La revolución de los ambrosios

Antonio Torquemada

Hace años había un anuncio en el que la reina de las Cayetanas, Isabel Preylser, le pedía a su mayordomo (Ambrosio) que repartiera los conocidos bombones en la fiesta del embajador. Una lucha de clases televisiva que hoy se ha trasladado al coronavirus.

Si hace no mucho, la izquierda se mofaba, burlaba y atacaba a los residentes del barrio de Salamanca por protestar contra las restricciones de movilidad impuesta por el gobierno de Pedro Sánchez; hoy clama en favor de los «ambrosios» de Carabanchel que protestan contra las medidas de Ayuso. Vamos, que la guerra de clases cayetanos / ambrosios sí se da en el día a día de la nueva normalidad.

Y con esa revolución, que grita en la Puerta del Sol «Nosotras trabajando, los ricos contagiando», la izquierda ha conseguido lo que buscaba. El axioma perfecto: el malo es el hombre rico, las buenas las mujeres trabajadoras (de los hombres trabajadores no se sabe nada, debe ser complejo para el discurso populista).

Así, han conseguido convertir el coronavirus en una enfermedad al servicio del rico y, por tanto, de la derecha. Que para la izquierda, capaz de hacer propia banderas universales, la derecha es sinónimo de empresario explotador; de ricos con servicio domestico; de cayetanos, al fin y al cabo. Unos cayetanos que propagan la enfermedad en los barrios más pobres de Madrid mientras disfrutan de terrazas y bares, haciendo que los trabajadores, como las abejas, propaguen el virus por sus casas y barrios.

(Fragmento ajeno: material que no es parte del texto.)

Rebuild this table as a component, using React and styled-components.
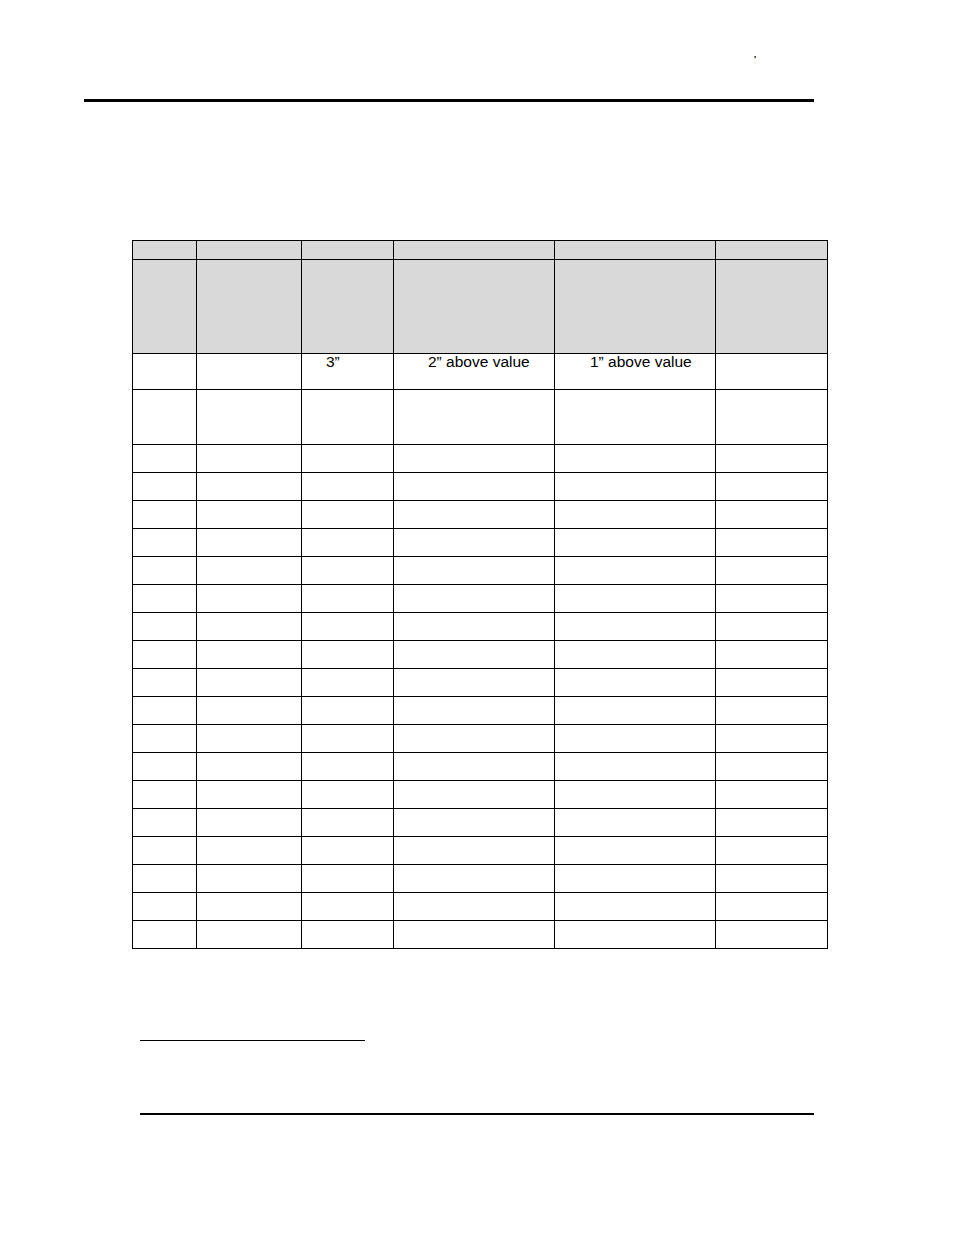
import React from 'react';
import styled, { createGlobalStyle } from 'styled-components';

const GlobalStyle = createGlobalStyle`
  html, body {
    margin: 0;
    padding: 0;
    background: #ffffff;
  }
  body {
    font-family: "Liberation Sans", Arial, sans-serif;
    color: #000000;
  }
`;

const Page = styled.div`
  width: 954px;
  min-height: 1235px;
  display: flex;
  flex-direction: column;
  align-items: flex-start;
`;

const Header = styled.div`
  height: 99px;
  box-sizing: border-box;
  padding: 55px 0 0 754px;
  font-size: 9px;
  line-height: 9px;
  font-weight: bold;
`;

const Rule = styled.div`
  margin-left: ${p => p.left}px;
  margin-top: ${p => p.top || 0}px;
  width: ${p => p.width}px;
  height: ${p => p.thick}px;
  background: #000000;
`;

const Table = styled.div`
  margin: 138px 0 0 132px;
  display: grid;
  grid-template-columns: 63px 104px 91px 160px 160px 111px;
  gap: 1px;
  padding: 1px;
  background: #000000;
`;

const Cell = styled.div`
  height: ${p => p.h}px;
  background: ${p => (p.shaded ? '#d9d9d9' : '#ffffff')};
  padding-left: ${p => p.indent || 0}px;
  font-size: 15.5px;
  line-height: 15.5px;
  white-space: nowrap;
`;

const columns = 6;

const rows = [
  { h: 18, shaded: true },
  { h: 93, shaded: true },
  { h: 35, cells: { 2: ['3”', 24], 3: ['2” above value', 34], 4: ['1” above value', 35] } },
  { h: 54 },
  ...Array.from({ length: 18 }, () => ({ h: 27 })),
];

export default function App() {
  return (
    <>
      <GlobalStyle />
      <Page>
        <Header>'</Header>
        <Rule left={84} width={730} thick={3} />
        <Table>
          {rows.map((row, r) =>
            Array.from({ length: columns }, (_, c) => {
              const content = row.cells && row.cells[c];
              return (
                <Cell key={`${r}-${c}`} h={row.h} shaded={row.shaded} indent={content ? content[1] : 0}>
                  {content ? content[0] : null}
                </Cell>
              );
            })
          )}
        </Table>
        <Rule left={140} top={91} width={225} thick={1} />
        <Rule left={140} top={72} width={674} thick={2} />
      </Page>
    </>
  );
}
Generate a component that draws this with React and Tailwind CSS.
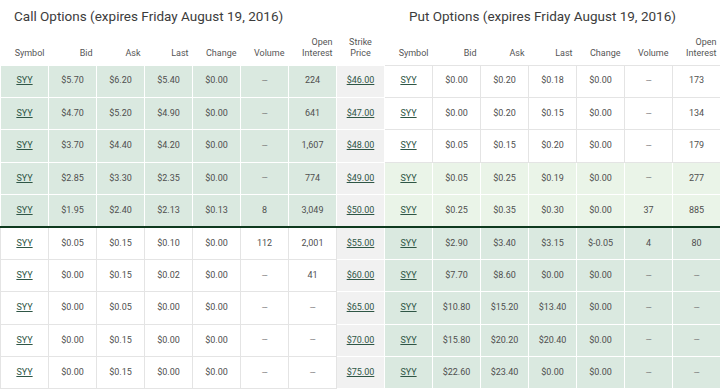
import React from "react";

const calls = [
  ["$5.70", "$6.20", "$5.40", "$0.00", "---", "224"],
  ["$4.70", "$5.20", "$4.90", "$0.00", "---", "641"],
  ["$3.70", "$4.40", "$4.20", "$0.00", "---", "1,607"],
  ["$2.85", "$3.30", "$2.35", "$0.00", "---", "774"],
  ["$1.95", "$2.40", "$2.13", "$0.13", "8", "3,049"],
  ["$0.05", "$0.15", "$0.10", "$0.00", "112", "2,001"],
  ["$0.00", "$0.15", "$0.02", "$0.00", "---", "41"],
  ["$0.00", "$0.05", "$0.00", "$0.00", "---", "---"],
  ["$0.00", "$0.15", "$0.00", "$0.00", "---", "---"],
  ["$0.00", "$0.15", "$0.00", "$0.00", "---", "---"],
];
const strikes = ["$46.00", "$47.00", "$48.00", "$49.00", "$50.00", "$55.00", "$60.00", "$65.00", "$70.00", "$75.00"];
const puts = [
  ["$0.00", "$0.20", "$0.18", "$0.00", "---", "173"],
  ["$0.00", "$0.20", "$0.15", "$0.00", "---", "134"],
  ["$0.05", "$0.15", "$0.20", "$0.00", "---", "179"],
  ["$0.05", "$0.25", "$0.19", "$0.00", "---", "277"],
  ["$0.25", "$0.35", "$0.30", "$0.00", "37", "885"],
  ["$2.90", "$3.40", "$3.15", "$-0.05", "4", "80"],
  ["$7.70", "$8.60", "$0.00", "$0.00", "---", "---"],
  ["$10.80", "$15.20", "$13.40", "$0.00", "---", "---"],
  ["$15.80", "$20.20", "$20.40", "$0.00", "---", "---"],
  ["$22.60", "$23.40", "$0.00", "$0.00", "---", "---"],
];

const headCell = "pr-[4px] pb-[6px] text-right align-bottom font-normal text-[9px] leading-[11px] text-[#555]";

function Cells({ vals, tone }) {
  const bg =
    tone === "green" ? "bg-[#dae9e0] border-white" : tone === "light" ? "bg-[#eaf4e8] border-white" : "bg-white border-[#e4e4e4]";
  return (
    <>
      <td className={`border ${bg} text-center`}>
        <a className="text-[#2f5646] underline">SYY</a>
      </td>
      {vals.map((v, i) => (
        <td key={i} className={`border ${bg} text-center ${v === "---" ? "text-[8px] text-[#666] tracking-[-0.5px]" : ""}`}>
          {v}
        </td>
      ))}
    </>
  );
}

export default function App() {
  return (
    <div className="w-[720px] h-[389px] overflow-hidden bg-white" style={{ fontFamily: "Roboto, 'Liberation Sans', sans-serif" }}>
      <div className="flex h-[33px] items-center text-[13.5px] text-[#3c3c3c]">
        <div className="w-[395px] pl-[14px]">Call Options (expires Friday August 19, 2016)</div>
        <div className="pl-[14px]">Put Options (expires Friday August 19, 2016)</div>
      </div>
      <table className="w-[720px] table-fixed border-collapse text-[9px] text-[#4f4f4f]">
        <colgroup>
          {Array.from({ length: 15 }).map((_, i) => (
            <col key={i} className="w-[48px]" />
          ))}
        </colgroup>
        <thead>
          <tr className="h-[32px] border-b border-[#e4e4e4]">
            <th className={headCell}>Symbol</th>
            <th className={headCell}>Bid</th>
            <th className={headCell}>Ask</th>
            <th className={headCell}>Last</th>
            <th className={headCell}>Change</th>
            <th className={headCell}>Volume</th>
            <th className={headCell}>Open<br />Interest</th>
            <th className="pb-[6px] text-center align-bottom font-normal text-[9px] leading-[11px] text-[#555]">Strike<br />Price</th>
            <th className={headCell}>Symbol</th>
            <th className={headCell}>Bid</th>
            <th className={headCell}>Ask</th>
            <th className={headCell}>Last</th>
            <th className={headCell}>Change</th>
            <th className={headCell}>Volume</th>
            <th className={headCell}>Open<br />Interest</th>
          </tr>
        </thead>
        <tbody>
          {calls.map((c, r) => (
            <tr key={r} className={`h-[32.4px] ${r === 5 ? "border-t-2 border-t-[#0f3b1f]" : ""}`}>
              <Cells vals={c} tone={r < 5 ? "green" : "white"} />
              <td className="border border-white bg-[#f1f1f1] text-center">
                <a className="text-[#2f5646] underline">{strikes[r]}</a>
              </td>
              <Cells vals={puts[r]} tone={r < 3 ? "white" : r < 5 ? "light" : "green"} />
            </tr>
          ))}
        </tbody>
      </table>
    </div>
  );
}
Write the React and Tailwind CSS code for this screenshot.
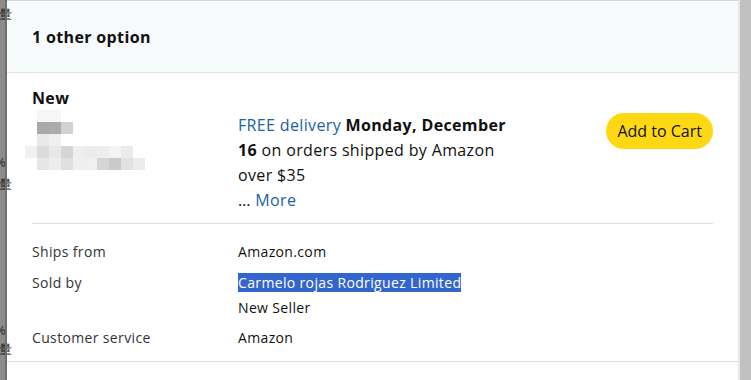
import React from "react";

// pixelated (blurred) product thumbnail, 12px cells
const mosaic = [
  ["bg-white", "bg-[#f6f6f6]", "bg-[#f6f6f6]", "bg-white", "bg-white", "bg-white", "bg-white", "bg-white", "bg-white", "bg-white"],
  ["bg-white", "bg-[#a9a9a9]", "bg-[#ababab]", "bg-[#d2d2d2]", "bg-white", "bg-white", "bg-white", "bg-white", "bg-white", "bg-white"],
  ["bg-white", "bg-[#e9e9e9]", "bg-[#f0f0f0]", "bg-white", "bg-white", "bg-white", "bg-white", "bg-white", "bg-white", "bg-white"],
  ["bg-[#f1f1f1]", "bg-[#dcdcdc]", "bg-[#e8e8e8]", "bg-[#d5d5d5]", "bg-[#eeeeee]", "bg-[#ebebeb]", "bg-[#eeeeee]", "bg-[#f3f3f3]", "bg-[#ebebeb]", "bg-white"],
  ["bg-white", "bg-[#e6e6e6]", "bg-[#ededed]", "bg-[#e0e0e0]", "bg-[#efefef]", "bg-[#f0f0f0]", "bg-[#d5d5d5]", "bg-[#c9c9c9]", "bg-[#e2e2e2]", "bg-[#ececec]"],
];

const App = () => {
  return (
    <div className="flex h-[380px] w-[751px] overflow-hidden bg-white font-['Open_Sans',sans-serif] tracking-[0.022em] text-[#0f1111]">
      {/* dimmed page behind the popover */}
      <div className="relative w-[7px] shrink-0 bg-[#8c8c8c] text-[13px] leading-none text-[#222]">
        <span className="absolute left-[-1px] top-[8px]">量</span>
        <span className="absolute left-[-5px] top-[156px]">%</span>
        <span className="absolute left-[-1px] top-[178px]">量</span>
        <span className="absolute left-[-5px] top-[324px]">%</span>
        <span className="absolute left-[-1px] top-[343px]">量</span>
        <div className="absolute right-0 top-0 h-full w-[2px] bg-[#6e6e6e]" />
      </div>

      <div className="flex w-[731px] shrink-0 flex-col">
        <div className="h-[2px] border-t border-[#d5d5d5] bg-white" />
        <div className="flex h-[71px] items-center border-b border-[#e3e6e6] bg-[#f7fafa] px-[25px]">
          <h2 className="mt-[-1px] text-[16px] font-bold">1 other option</h2>
        </div>

        <div className="px-[25px] pt-[13px]">
          <div className="text-[16px] font-bold leading-[24px]">New</div>
          <div className="mt-[3px] flex">
            <div className="w-[206px] shrink-0">
              <div className="mt-[-3px] ml-[-7px] flex w-[120px] flex-col">
                {mosaic.map((row, i) => (
                  <div key={i} className="flex">
                    {row.map((c, j) => (
                      <div key={j} className={`h-[12px] w-[12px] ${c}`} />
                    ))}
                  </div>
                ))}
              </div>
            </div>
            <div className="w-[280px] text-[16px] leading-[25px]">
              <span className="text-[#2162a1]">FREE delivery</span>{" "}
              <span className="font-bold">Monday, December 16</span> on orders shipped by Amazon over $35
              <div>
                … <span className="text-[#2162a1]">More</span>
              </div>
            </div>
            <div className="ml-auto">
              <button className="h-[36px] rounded-full bg-[#ffd814] px-[11px] text-[16px] tracking-normal text-[#0f1111]">
                Add to Cart
              </button>
            </div>
          </div>
          <div className="mt-[10px] h-px bg-[#dddddd]" />
          <div className="grid grid-cols-[206px_1fr] gap-y-[5.5px] pb-[11px] pt-[15px] text-[14px] leading-[25px]">
            <div className="text-[#333333]">Ships from</div>
            <div>Amazon.com</div>
            <div className="text-[#333333]">Sold by</div>
            <div>
              <span className="bg-[#3366cc] text-white">Carmelo rojas Rodriguez Limited</span>
              <div>New Seller</div>
            </div>
            <div className="text-[#333333]">Customer service</div>
            <div>Amazon</div>
          </div>
        </div>
        <div className="h-px bg-[#dddddd]" />
      </div>

      <div className="w-[2px] shrink-0 bg-[#e8e8e8]" />
      <div className="flex-1 bg-[#c1c1c1]" />
    </div>
  );
};

export default App;
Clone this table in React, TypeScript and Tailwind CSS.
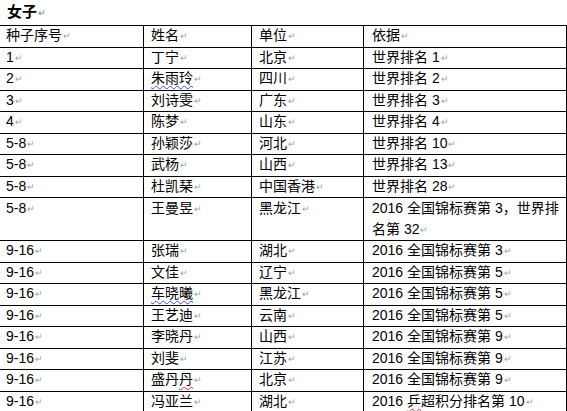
type Cell = { text: React.ReactNode };

const rows: [string, React.ReactNode, string, React.ReactNode][] = [
  ["1", "丁宁", "北京", "世界排名 1"],
  [
    "2",
    <span className="underline decoration-wavy decoration-[#3b4fd6] decoration-1 underline-offset-2">朱雨玲</span>,
    "四川",
    "世界排名 2",
  ],
  ["3", "刘诗雯", "广东", "世界排名 3"],
  ["4", "陈梦", "山东", "世界排名 4"],
  ["5-8", "孙颖莎", "河北", "世界排名 10"],
  ["5-8", "武杨", "山西", "世界排名 13"],
  ["5-8", "杜凯琹", "中国香港", "世界排名 28"],
];

const rows2: [string, React.ReactNode, string, React.ReactNode][] = [
  ["9-16", "张瑞", "湖北", "2016 全国锦标赛第 3"],
  ["9-16", "文佳", "辽宁", "2016 全国锦标赛第 5"],
  [
    "9-16",
    <span className="underline decoration-wavy decoration-[#3b4fd6] decoration-1 underline-offset-2">车晓曦</span>,
    "黑龙江",
    "2016 全国锦标赛第 5",
  ],
  ["9-16", "王艺迪", "云南", "2016 全国锦标赛第 5"],
  ["9-16", "李晓丹", "山西", "2016 全国锦标赛第 9"],
  ["9-16", "刘斐", "江苏", "2016 全国锦标赛第 9"],
  [
    "9-16",
    <>
      盛丹<span className="underline decoration-wavy decoration-[#e03030] decoration-1 underline-offset-2">丹</span>
    </>,
    "北京",
    "2016 全国锦标赛第 9",
  ],
  [
    "9-16",
    "冯亚兰",
    "湖北",
    <>
      2016 <span className="underline decoration-wavy decoration-[#e03030] decoration-1 underline-offset-2">乒</span>超积分排名第 10
    </>,
  ],
];

function Mark() {
  return <span className="text-[9px] text-gray-400 ml-[1px] align-middle">↵</span>;
}

function Row({ cells, tall }: { cells: React.ReactNode[]; tall?: boolean }) {
  const widths = ["w-[144px] pl-[6px]", "w-[108px] pl-[7px]", "w-[112px] pl-[7px]", "w-[203px] pl-[8px]"];
  return (
    <div className={`flex border-b border-black ${tall ? "h-[43px]" : "h-[21.5px]"}`}>
      {cells.map((c, i) => (
        <div
          key={i}
          className={`${widths[i]} shrink-0 border-r border-black whitespace-nowrap leading-[21px] ${tall ? "" : "flex items-center"}`}
        >
          <span>
            {c}
            <Mark />
          </span>
        </div>
      ))}
    </div>
  );
}

export default function App() {
  return (
    <div
      className="w-[567px] h-[411px] overflow-hidden bg-white text-black text-[14px]"
      style={{ fontFamily: '"Liberation Sans", "Noto Sans CJK SC", sans-serif' }}
    >
      <div className="h-[25px] pl-[7px] pt-[3px] font-bold text-[15px] leading-[18px]">
        女子<Mark />
      </div>
      <div className="border-t border-black w-[567px]">
        <Row cells={["种子序号", "姓名", "单位", "依据"]} />
        {rows.map((r, i) => (
          <Row key={i} cells={r} />
        ))}
        <Row
          tall
          cells={[
            "5-8",
            "王曼昱",
            "黑龙江",
            <>
              2016 全国锦标赛第 3，世界排
              <br />
              名第 32
            </>,
          ]}
        />
        {rows2.map((r, i) => (
          <Row key={i} cells={r} />
        ))}
      </div>
    </div>
  );
}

Se olvidan de que el problema es mucho más profundo y que sí, es cierto, las enfermedades siempre afectan más a las zonas pobres. África es el claro ejemplo, donde enfermedades hoy olvidadas en Europa como el Sida o el cólera siguen matando millones de personas. Pero el problema no es el «rico».

El problema es que esas zonas han visto aumentado en mucho su población debido a la inmigración, no siempre legal, mientras los gobiernos del ayuntamiento, de todo signo, miraban hacia otro lado. No se querían ver los guetos que se creaban; las bolsas de pobreza que crecían en el extrarradio, cada vez menos Madrid y más «otra cosa», mezcla de lenguas, personas y culturas que compartían un punto común: trabajadores con bajo nivel cultural y económico, casi siempre sin formación especifica, y que se convertían, poco a poco, en «ambrosios»

Ambrosios al servicio de los ciudadanos de Madrid, a los que cuidan a sus hijos, limpian sus casas, sus calles, recogen sus basuras; Ambrosios que, como casi todos los ciudadanos de Madrid, llegan de todos los rincones del mundo. Madrid es un conglomerado de gentes que está muy lejos de lo que tratan de vender los políticos en una división antinatural e irreal.

Los cayetanos necesitan a los ambrosios tanto como los ambrosios a los cayetanos. Pero la izquierda mediática española necesita crear la separación. La misma que manda a los profesores a protestar en las comunidades no gobernadas por ellos; la que se reúne ahora para gritar «nosotras trabajando, los ricos contagiando», la que sabe como manipular a las masas.